There are currently three statements on Taylor’s page that do not come from her blue paper, and they show the potential for adding information from other sources to enrich the data given in the blue papers. Two of these – “described at URL” and “Archaeology Data Service person ID” – link outward to other websites that describe Taylor’s life and work in the form of statements, connecting our data to those sites, and enabling cross-referencing and querying. The third uses the property “member of” to indicated that Taylor sat on the (item) “Society of Antiquaries Research Committee“. This information has come from another recently added item, the publication “Camulodonum: The First Report of the Excavations at Colchester“. This excavation was conducted in the 1930s as a collaboration between the Society of Antiquaries (through the Research Committee) and the (item) “Colchester Excavation Committee“. Creating the publication as an item enables us to use it as a reference for the work of other women mentioned in the report. From the “Camulodonum” item, you can use “what links here” on the left-hand menu to see the other women included in the report. Some of these women were proposed and elected as Fellows in the years that followed. We will be adding their blue papers in the months to come. 

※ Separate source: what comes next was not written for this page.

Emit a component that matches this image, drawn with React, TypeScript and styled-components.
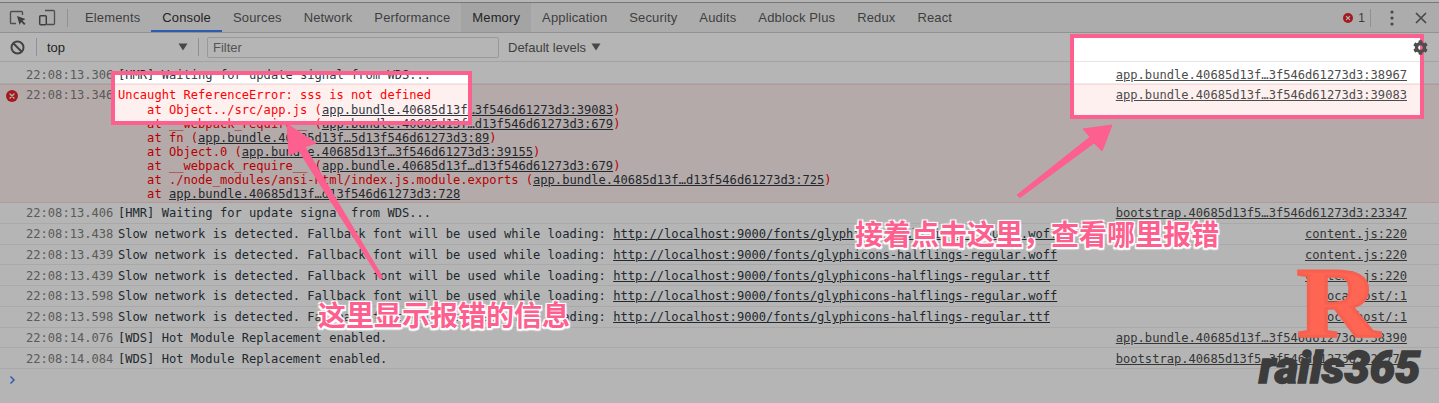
import React from "react";
import styled, { createGlobalStyle } from "styled-components";
import { FaCog } from "react-icons/fa";

const Global = createGlobalStyle`
  html, body { margin: 0; padding: 0; background: #fff; overflow: hidden; }
  #root { width: 1439px; height: 403px; }
`;

const Page = styled.div`
  position: relative;
  width: 1439px;
  height: 403px;
  padding-top: 2px;
  box-sizing: border-box;
  overflow: hidden;
  background: #fff;
  font-family: "Liberation Sans", Arial, sans-serif;
`;

const TabBar = styled.div`
  display: flex;
  align-items: stretch;
  height: 31px;
  box-sizing: border-box;
  background: #f3f3f3;
  border-top: 1px solid #a8a8a8;
  border-bottom: 1px solid #cdcdcd;
`;

const ToolIcons = styled.div`
  display: flex;
  align-items: center;
  width: 67px;
  padding-left: 9px;
  gap: 11px;
  box-sizing: border-box;
`;

const VDivider = styled.div<{ $h?: number }>`
  width: 1px;
  height: ${(p) => p.$h ?? 18}px;
  background: #ccc;
  align-self: center;
  flex: none;
`;

const Tabs = styled.div`
  display: flex;
  padding-left: 6px;
`;

const Tab = styled.div<{ $active?: boolean; $hover?: boolean }>`
  display: flex;
  align-items: center;
  padding: 0 11px;
  font-size: 13px;
  letter-spacing: 0.14px;
  color: ${(p) => (p.$active || p.$hover ? "#333" : "#5a5a5a")};
  background: ${(p) => (p.$hover ? "#e8e8e8" : "transparent")};
  box-shadow: ${(p) => (p.$active ? "inset 0 -2px 0 #3e82f7" : "none")};
`;

const Spacer = styled.div`
  flex: 1;
`;

const ErrorCount = styled.div`
  display: flex;
  align-items: center;
  gap: 5px;
  font-size: 12px;
  color: #555;
  padding-right: 5px;
`;

const WinIcons = styled.div`
  display: flex;
  align-items: center;
  width: 68px;
  flex: none;
`;

const KebabSlot = styled.div`
  width: 44px;
  padding-left: 19px;
  box-sizing: border-box;
  display: flex;
`;

const FilterBar = styled.div`
  display: flex;
  align-items: center;
  height: 29px;
  box-sizing: border-box;
  background: #fff;
  border-bottom: 1px solid #e6e6e6;
  font-size: 13px;
  color: #5a5a5a;
`;

const BlockSlot = styled.div`
  width: 36px;
  padding-left: 10px;
  box-sizing: border-box;
  display: flex;
  flex: none;
`;

const ContextSelect = styled.div`
  width: 161px;
  padding: 0 10px 0 10px;
  box-sizing: border-box;
  display: flex;
  align-items: center;
  justify-content: space-between;
  color: #333;
  flex: none;
`;

const FilterInput = styled.div`
  width: 292px;
  height: 21px;
  margin-left: 8px;
  padding-left: 5px;
  box-sizing: border-box;
  border: 1px solid #d8d8d8;
  border-radius: 2px;
  display: flex;
  align-items: center;
  color: #777;
  flex: none;
`;

const Levels = styled.div`
  margin-left: 9px;
  display: flex;
  align-items: center;
  gap: 5px;
`;

const GearSlot = styled.div`
  position: relative;
  z-index: 2;
  margin-left: auto;
  padding-right: 11px;
  display: flex;
  color: #4e4e4e;
`;

const Log = styled.div`
  font-family: "DejaVu Sans Mono", "Liberation Mono", monospace;
  font-size: 12.1px;
  line-height: 14px;
  color: #303942;
`;

const Row = styled.div<{ $first?: boolean }>`
  display: flex;
  height: ${(p) => (p.$first ? "22px" : "20.75px")};
  padding-top: ${(p) => (p.$first ? "6px" : "3.4px")};
  box-sizing: border-box;
  border-bottom: 1px solid #eee;
  white-space: pre;
`;

const ErrorRow = styled.div`
  display: flex;
  height: 119px;
  padding-top: 3px;
  box-sizing: border-box;
  background: #fff0f0;
  border-top: 1px solid #ffd6d6;
  border-bottom: 1px solid #ffd6d6;
  white-space: pre;
  color: #ff0000;
`;

const IconSlot = styled.div`
  width: 26px;
  padding-left: 6px;
  box-sizing: border-box;
  flex: none;
  display: flex;
  padding-top: 2px;
`;

const Time = styled.span`
  width: 92px;
  flex: none;
  color: #808080;
`;

const Message = styled.div`
  flex: 1;
  min-width: 0;
`;

const ErrorHead = styled.div`
  margin-bottom: 1px;
`;

const TextLink = styled.span`
  text-decoration: underline;
  color: #303942;
`;

const Source = styled.span`
  flex: none;
  padding-right: 32px;
  text-decoration: underline;
  color: #4c4c4c;
`;

const Prompt = styled.div`
  padding: 6px 0 0 9px;
  display: flex;
`;

const Overlay = styled.svg`
  position: absolute;
  left: 0;
  top: 0;
  width: 1439px;
  height: 403px;
`;

const Annotation = styled.div<{ $left: number; $top: number }>`
  position: absolute;
  left: ${(p) => p.$left}px;
  top: ${(p) => p.$top}px;
  font-family: "Noto Sans CJK SC", "Liberation Sans", sans-serif;
  font-size: 28px;
  line-height: 34px;
  font-weight: 700;
  white-space: nowrap;
  color: #fd5f8e;
  text-shadow: 1.5px 1.5px 1px #fff, -1.5px 1.5px 1px #fff, 1.5px -1.5px 1px #fff, -1.5px -1.5px 1px #fff, 0 2px 2px #fff;
`;

const LogoR = styled.div`
  position: absolute;
  left: 1297px;
  top: 246px;
  font-family: "Liberation Serif", serif;
  font-weight: 700;
  font-size: 100px;
  line-height: 114px;
  color: #ff6553;
  -webkit-text-stroke: 3px #f5604f;
  transform: scaleX(1.14);
  transform-origin: left top;
`;

const LogoText = styled.div`
  position: absolute;
  left: 1259px;
  top: 342px;
  font-family: "Roboto", "Liberation Sans", sans-serif;
  font-weight: 900;
  font-style: italic;
  font-size: 45px;
  line-height: 52px;
  color: #3c3c3c;
  -webkit-text-stroke: 1.5px #3c3c3c;
  white-space: nowrap;
`;

const ErrorDot = ({ r = 6 }: { r?: number }) => (
  <svg width={r * 2} height={r * 2} viewBox="0 0 12 12">
    <circle cx="6" cy="6" r="6" fill="#e8242a" />
    <path d="M4 4l4 4M8 4l-4 4" stroke="#fff" strokeWidth="1.3" strokeLinecap="round" />
  </svg>
);

const InspectIcon = () => (
  <svg width="18" height="18" viewBox="0 0 18 18" fill="none">
    <path d="M7 14.5H2.5a1 1 0 0 1-1-1v-10a1 1 0 0 1 1-1h10a1 1 0 0 1 1 1V6" stroke="#6e6e6e" strokeWidth="1.4" />
    <path d="M8 7l2.6 9 1.6-3 3 3 1.3-1.3-3-3 3-1.6z" fill="#5a5a5a" />
  </svg>
);

const DeviceIcon = () => (
  <svg width="18" height="18" viewBox="0 0 18 18" fill="none">
    <path d="M7 1.5h8.5a1 1 0 0 1 1 1v12a1 1 0 0 1-1 1H9" stroke="#6e6e6e" strokeWidth="1.3" />
    <rect x="1.7" y="6.7" width="6.6" height="9" rx="1" stroke="#5a5a5a" strokeWidth="1.5" />
  </svg>
);

const BlockIcon = () => (
  <svg width="15" height="15" viewBox="0 0 15 15" fill="none">
    <circle cx="7.5" cy="7.5" r="6" stroke="#5e5e5e" strokeWidth="2" />
    <path d="M3.3 3.3l8.4 8.4" stroke="#5e5e5e" strokeWidth="2" />
  </svg>
);

const Caret = () => (
  <svg width="10" height="8" viewBox="0 0 10 8">
    <path d="M0.5 0.5h9L5 7.5z" fill="#666" />
  </svg>
);

const Kebab = () => (
  <svg width="4" height="16" viewBox="0 0 4 16">
    <circle cx="2" cy="2" r="1.6" fill="#666" />
    <circle cx="2" cy="8" r="1.6" fill="#666" />
    <circle cx="2" cy="14" r="1.6" fill="#666" />
  </svg>
);

const CloseIcon = () => (
  <svg width="12" height="12" viewBox="0 0 12 12">
    <path d="M1 1l10 10M11 1L1 11" stroke="#666" strokeWidth="1.7" />
  </svg>
);

const Chevron = () => (
  <svg width="8" height="10" viewBox="0 0 8 10" fill="none">
    <path d="M1.5 1.5L5 5 1.5 8.5" stroke="#3f86f2" strokeWidth="1.5" />
  </svg>
);

const TAB_NAMES = ["Elements", "Console", "Sources", "Network", "Performance", "Memory", "Application", "Security", "Audits", "Adblock Plus", "Redux", "React"];

const SLOW = "Slow network is detected. Fallback font will be used while loading: ";
const FONT = "http://localhost:9000/fonts/glyphicons-halflings-regular.";
const BOOT = "bootstrap.40685d13f5…3f546d61273d3";
const APP = "app.bundle.40685d13f…3f546d61273d3";

const ROWS = [
  { time: "22:08:13.406", text: "[HMR] Waiting for update signal from WDS...", src: `${BOOT}:23347` },
  { time: "22:08:13.438", text: SLOW, link: `${FONT}woff`, src: "content.js:220" },
  { time: "22:08:13.439", text: SLOW, link: `${FONT}woff`, src: "content.js:220" },
  { time: "22:08:13.439", text: SLOW, link: `${FONT}ttf`, src: "content.js:220" },
  { time: "22:08:13.598", text: SLOW, link: `${FONT}woff`, src: "localhost/:1" },
  { time: "22:08:13.598", text: SLOW, link: `${FONT}ttf`, src: "localhost/:1" },
  { time: "22:08:14.076", text: "[WDS] Hot Module Replacement enabled.", src: `${APP}:38390` },
  { time: "22:08:14.084", text: "[WDS] Hot Module Replacement enabled.", src: `${BOOT}:22777` },
];

const STACK: [string, string, string][] = [
  ["    at Object../src/app.js (", "app.bundle.40685d13f…3f546d61273d3:39083", ")"],
  ["    at __webpack_require__ (", "app.bundle.40685d13f…d13f546d61273d3:679", ")"],
  ["    at fn (", "app.bundle.40685d13f…5d13f546d61273d3:89", ")"],
  ["    at Object.0 (", "app.bundle.40685d13f…3f546d61273d3:39155", ")"],
  ["    at __webpack_require__ (", "app.bundle.40685d13f…d13f546d61273d3:679", ")"],
  ["    at ./node_modules/ansi-html/index.js.module.exports (", "app.bundle.40685d13f…d13f546d61273d3:725", ")"],
  ["    at ", "app.bundle.40685d13f…d13f546d61273d3:728", ""],
];

export default function App() {
  return (
    <Page>
      <Global />
      <TabBar>
        <ToolIcons>
          <InspectIcon />
          <DeviceIcon />
        </ToolIcons>
        <VDivider />
        <Tabs>
          {TAB_NAMES.map((name) => (
            <Tab key={name} $active={name === "Console"} $hover={name === "Memory"}>
              {name}
            </Tab>
          ))}
        </Tabs>
        <Spacer />
        <ErrorCount>
          <ErrorDot r={5} />1
        </ErrorCount>
        <VDivider />
        <WinIcons>
          <KebabSlot>
            <Kebab />
          </KebabSlot>
          <CloseIcon />
        </WinIcons>
      </TabBar>
      <FilterBar>
        <BlockSlot>
          <BlockIcon />
        </BlockSlot>
        <VDivider />
        <ContextSelect>
          top
          <Caret />
        </ContextSelect>
        <VDivider />
        <FilterInput>Filter</FilterInput>
        <Levels>
          Default levels
          <Caret />
        </Levels>
        <GearSlot>
          <FaCog size={15} />
        </GearSlot>
      </FilterBar>
      <Log>
        <Row $first>
          <IconSlot />
          <Time>22:08:13.306</Time>
          <Message>[HMR] Waiting for update signal from WDS...</Message>
          <Source>{APP}:38967</Source>
        </Row>
        <ErrorRow>
          <IconSlot>
            <ErrorDot />
          </IconSlot>
          <Time>22:08:13.346</Time>
          <Message>
            <ErrorHead>Uncaught ReferenceError: sss is not defined</ErrorHead>
            {STACK.map(([a, b, c], i) => (
              <div key={i}>
                {a}
                <TextLink>{b}</TextLink>
                {c}
              </div>
            ))}
          </Message>
          <Source>{APP}:39083</Source>
        </ErrorRow>
        {ROWS.map((r, i) => (
          <Row key={i}>
            <IconSlot />
            <Time>{r.time}</Time>
            <Message>
              {r.text}
              {r.link && <TextLink>{r.link}</TextLink>}
            </Message>
            <Source>{r.src}</Source>
          </Row>
        ))}
        <Prompt>
          <Chevron />
        </Prompt>
      </Log>
      <Overlay viewBox="0 0 1439 403">
        <path
          fillRule="evenodd"
          fill="rgba(0,0,0,0.29)"
          d="M0 0H1439V403H0Z M115 75V121H468V75Z M1074 38V115H1420V38Z"
        />
        <path
          fill="#fd5f8e"
          stroke="#fd5f8e"
          strokeWidth="1"
          strokeLinejoin="round"
          d="M380 279L299 151L289 155L287 124L316 143L305 147L382.5 277Z"
        />
        <path
          fill="#fd5f8e"
          stroke="#fd5f8e"
          strokeWidth="1"
          strokeLinejoin="round"
          d="M1017 195L1090 137L1083 129L1112 125L1102 151L1094 143L1020 197.5Z"
        />
        <rect x="113" y="73" width="357" height="50" fill="none" stroke="#fd5f8e" strokeWidth="4" />
        <rect x="1072" y="36" width="350" height="81" fill="none" stroke="#fd5f8e" strokeWidth="4" />
      </Overlay>
      <Annotation $left={855} $top={216}>接着点击这里，查看哪里报错</Annotation>
      <Annotation $left={318} $top={297}>这里显示报错的信息</Annotation>
      <LogoText>rails365</LogoText>
      <LogoR>R</LogoR>
    </Page>
  );
}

Detail from Margerie Venables Taylor’s page showing the what links here link (see bottom left hand corner), Jan 2022.

We hope that this post will help you navigate our database site, which grows larger every day. This site is a work in progress, and the ways in which we are cataloguing the data will change as we continue discussing, thinking about and analysing the records. We encourage all of you to take a look at the women we’ve already been able to represent with the data available to us to date. And we hope that you enjoy engaging with the data as much as we do.